A Western military analyst based inside Kabul told me at the time: “This all helps, even the language they are using, making concessions and holding out olive branches. But this is also characteristic of this time of year when the fighting stops (due to winter).
“Now it's all diplomatic and seems to be heading in the right direction,” he said. “But that can change quickly once the first sign of fighting starts.”
The United States subsequently bombed the Afghan province of Khost, and the Taliban responded by declaring bin Laden not guilty of the embassy bombings. In London, reports were emerging at that time that bin Laden was plotting attacks in Britain and Europe.
And now, 13 years later, the policy wonks in Kabul and Washington are in a not too dissimilar situation.
Despite previous failures, negotiators from President Barack Obama’s administration are yearning for talks with moderates within Taliban ranks prepared to isolate Mullah Omar, who has reportedly lived in Pakistan since the Taliban were ousted in November 2001.
It’s possibly the toughest job in international diplomacy. Omar clearly can’t be trusted, especially in light of the Taliban suicide attack that killed Rabbani just three months ago. And in the lead-up to 9/11, he was among bin Laden’s closest confident.

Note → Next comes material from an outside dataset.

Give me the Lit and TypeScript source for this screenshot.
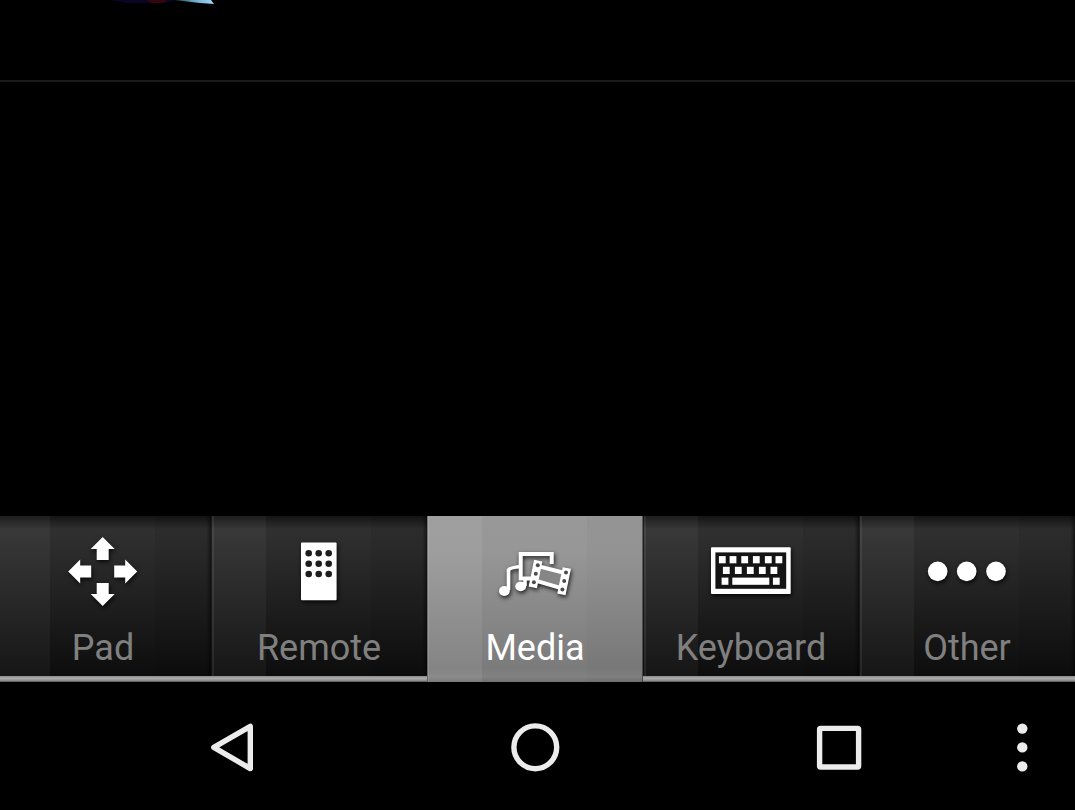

“Obama's opponents can easily use such moves to attack him without offering any serious alternative strategy beyond their hoo-ha nationalism and lowest common denominator vote catching rhetoric,” Greenwood says. “Finding an acceptable formulation will test the administration.”
The reality is that in many parts of the world where Islamic terrorism has dominated the security agenda for more than a decade, such as here in Southeast Asia, priorities have moved on, and interest has swung away from terrorism toward more conventional military threats.
Whether this shift can be achieved over Afghanistan, while desirable, remains to be seen.